SRS Blog > A workshop in Herefordshire

Published 10th March 2007

Topics: Workshop visits.

I had the pleasure of meeting a most interesting gentleman recently, a man still putting in eight hours a day in the workshop at the age of 82 (in a collar and tie), with an impressive list of models to his name built over the last forty years. He spent his working life as a professional engineer, working both here and abroad, first in Canada, then a twenty-seven year stint in New Zealand.
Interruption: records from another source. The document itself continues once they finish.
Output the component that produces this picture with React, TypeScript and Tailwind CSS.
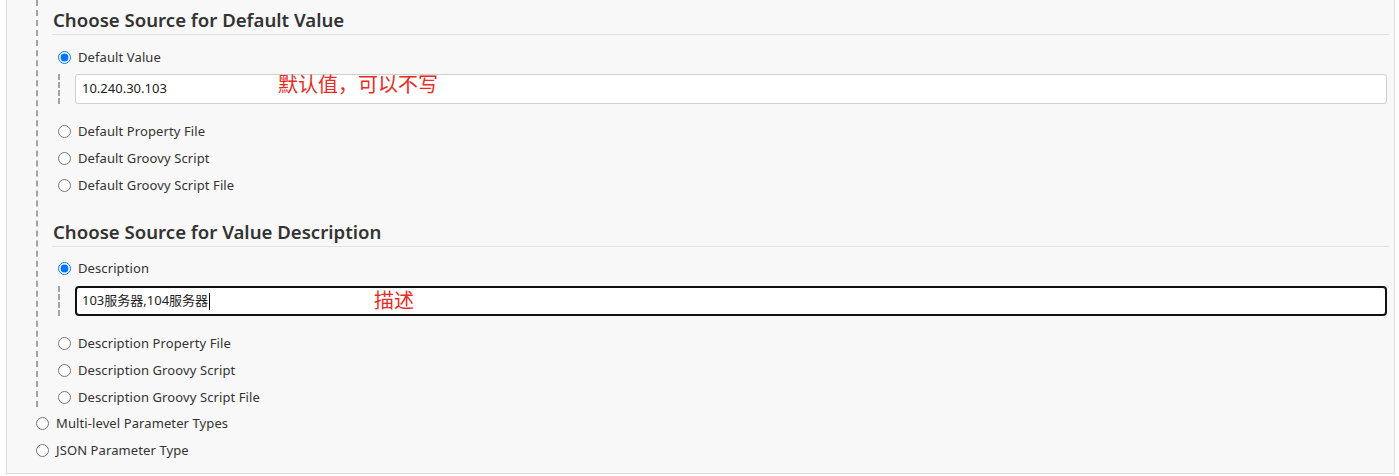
import React from 'react';

type Opt = { label: string; checked?: boolean };

const Radio: React.FC<Opt> = ({ label, checked }) => (
  <label className="flex h-[27px] items-center gap-[7px] text-[13px] text-[#333]">
    <input
      type="radio"
      readOnly
      checked={!!checked}
      className="m-0 h-[13px] w-[13px] accent-[#0075ff]"
    />
    <span className="tracking-[0.1px]">{label}</span>
  </label>
);

const Heading: React.FC<{ title: string; className?: string }> = ({ title, className }) => (
  <div
    className={
      'box-border h-[35px] border-b border-[#e2e2e2] pl-[1px] pt-[8px] text-[18.6px] font-semibold leading-[24px] text-[#333] ' +
      (className ?? '')
    }
  >
    {title}
  </div>
);

const App: React.FC = () => {
  return (
    <div className="h-[476px] overflow-hidden bg-white font-['Noto_Sans','Noto_Sans_CJK_SC',sans-serif]">
      <div className="ml-[6px] box-border h-[474px] w-[1389px] border-x border-b border-[#dcdcdc] bg-[#f8f8f8]">
        <div className="ml-[29px] h-[407px] border-l-2 border-dashed border-[#a3a3a3] pl-[14px] pr-[5px]">
          <Heading title="Choose Source for Default Value" />
          <div className="pl-[6px]">
            <div className="mt-[9px]">
              <Radio label="Default Value" checked />
            </div>
            <div className="mt-[3px] h-[30px] border-l-2 border-dashed border-[#a3a3a3] pl-[15px] pr-[2px]">
              <div className="relative box-border flex h-[30px] items-center rounded-[3px] border border-[#cfcfcf] bg-white px-[6px] text-[13px] text-[#222]">
                10.240.30.103
                <span className="absolute left-[202px] top-[-2px] text-[20px] leading-[24px] text-[#ea2a20]">
                  默认值，可以不写
                </span>
              </div>
            </div>
            <div className="mt-[14px]">
              <Radio label="Default Property File" />
              <Radio label="Default Groovy Script" />
              <Radio label="Default Groovy Script File" />
            </div>
          </div>

          <Heading title="Choose Source for Value Description" className="mt-[13px]" />
          <div className="pl-[6px]">
            <div className="mt-[8px]">
              <Radio label="Description" checked />
            </div>
            <div className="mt-[4px] h-[30px] border-l-2 border-dashed border-[#a3a3a3] pl-[15px] pr-[2px]">
              <div className="relative box-border flex h-[30px] items-center rounded-[4px] border-2 border-[#111] bg-white px-[5px] text-[13px] text-[#222]">
                103服务器,104服务器
                <span className="ml-[1px] h-[17px] w-[1px] bg-black" />
                <span className="absolute left-[297px] top-[1px] text-[20px] leading-[24px] text-[#ea2a20]">
                  描述
                </span>
              </div>
            </div>
            <div className="mt-[14px]">
              <Radio label="Description Property File" />
              <Radio label="Description Groovy Script" />
              <Radio label="Description Groovy Script File" />
            </div>
          </div>
        </div>
        <div className="mt-[3px] pl-[29px]">
          <Radio label="Multi-level Parameter Types" />
          <Radio label="JSON Parameter Type" />
        </div>
      </div>
    </div>
  );
};

export default App;
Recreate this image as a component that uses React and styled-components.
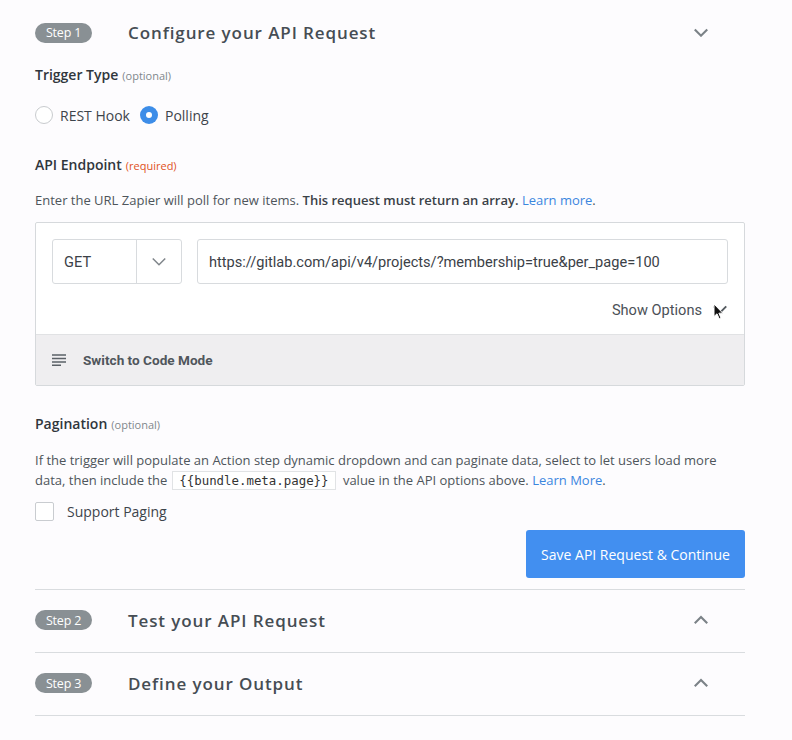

Currently working on a steam fire engine and a well-advanced 5 inch gauge Hunlet to Don Young's design, over several hours talking to him I learned more tricks and wrinkles in a couple of mornings than I'd picked up last year from anywhere else!

 
 
 

His workshop at the bottom of the garden is compact, warm and well-lit. In what I've found typical of a professional's workshop, the ratio of tooling to machines is high - the walls were lined with racks of drills, taps, dies and assorted accessories, he is happy to tackle anything on an engine, still building his own boilers (indeed currently helping out a friend with a "Maid of Kent" boiler) as well as putting in a day each week working at the club track.

 
 

He first started building steam engines at forty years old with a 7 1/4 inch gauge Bassett Lowke LNWR "George V" with rivetted Goodhand boiler which he'd acquired. Since then the workshop has seen Don Young's Hunslet and Rail Motor in 5 inch gauge (with another Hunslet currently under build), 4 inch scale Allchin with Ransomes threshing machine ("the traction engine was a swine, five years and 4000 hours"), LNER V1, Caledonian 2-4-0, 7 1/4 inch gauge "Locomotion" to Greenly's 1927 design, LSWR O2, several diesel shunters - the list goes on. He keeps a log book for each engine built with his notes and sketches, there's a counter by the workshop door which he clicks up the hours on at the end of each session.

 
 
 
 
 

His advice for beginners includes starting on the tender of a new project first - it gets you into it gently, and improves technique for when you get to the difficult bit! Of his own work, he remains disarmingly modest - he recently took his current project to a friend's house, a man who was building the same model. On seeing 14BA studs fitted to his friend's engine, prototypically scale, he quietly left his engine in the car before taking it home to replace the practical-sized fastenings originally fitted with some minutely authentic ones.

 
 

On leaving, I was looking at the pictures on his workshop walls showing some of the engines he'd built. It included an LNER V1 in 5 inch gauge built to Martin Evans' "Enterprise" design, unusually finished in garter blue. He had built it in New Zealand and it was sold to a museum there. By one of those strange coincidences, I had bought the same engine when it came back to England four years ago - by that time the paint was rather worn and the engine had seen a good deal of use but was obviously a high quality build - it ran very well and sold to a friend in the Reading Club. A year later I bought it back and ran it myself for another 18 months, still impressed by its performance. The builder was more than a little amazed at this story, I sent him some pictures of it in recent times to let him see it was still running around, working as intended.